According to a news release from OSHA, the company failed to use proper safety procedures that allowed a release of 79 pounds of anhydrous ammonia at its Waco facility on September 28, 2015. Pilgrim’s was cited for two repeat and two serious violations under its Process Safety Management Standards.
The company faces penalties of up to $122,500, but has 15 business days from receipt of its citations to comply, request an informal conference with OSHA’s area director, or contest the citations and penalties.
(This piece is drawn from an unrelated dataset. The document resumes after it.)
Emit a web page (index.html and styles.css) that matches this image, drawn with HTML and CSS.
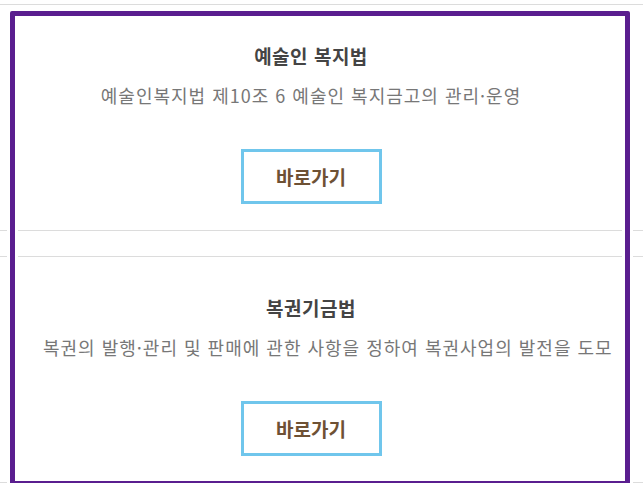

According to OSHA, it issued the two repeat citations to Pilgrim's for failing to implement proper standard operating procedures with accurate information on safety systems and how they worked. The company's process hazard analysis failed to address issues in the plant. This analysis identifies potential hazards associated with the processing of highly hazardous chemicals. Inspectors also found the company's inspections and equipment testing were not completed as scheduled or documented as required. The agency cited Pilgrim's for the same or similar violations at its plants in in Nacogdoches in February 2015 and in De Queen, Arkansas, in July 2013.
The agency also issued serious citations for failing to use proper methods to prevent over-pressurization and explosions in the system, and for placing the control and maintenance room facilities in the engine room for ammonia refrigeration.
“Pilgrim’s Pride Corporation is aware of the citations from OSHA at our Waco, Texas, poultry processing facility," the company said in a statement. "We take these allegations very seriously and are in the process of reviewing the citations internally. Pilgrim’s remains committed to providing a safe workplace for all of our team members and will work with our partners at OSHA to resolve these concerns.”
The latest citations come less than a month after Pilgrim’s was cited for an alleged incident when a worker at its plant in Russellville, Alabama, had a finger amputated up to the first joint on his left hand, and another alleged incident where electrical cords at the plant were improperly spliced.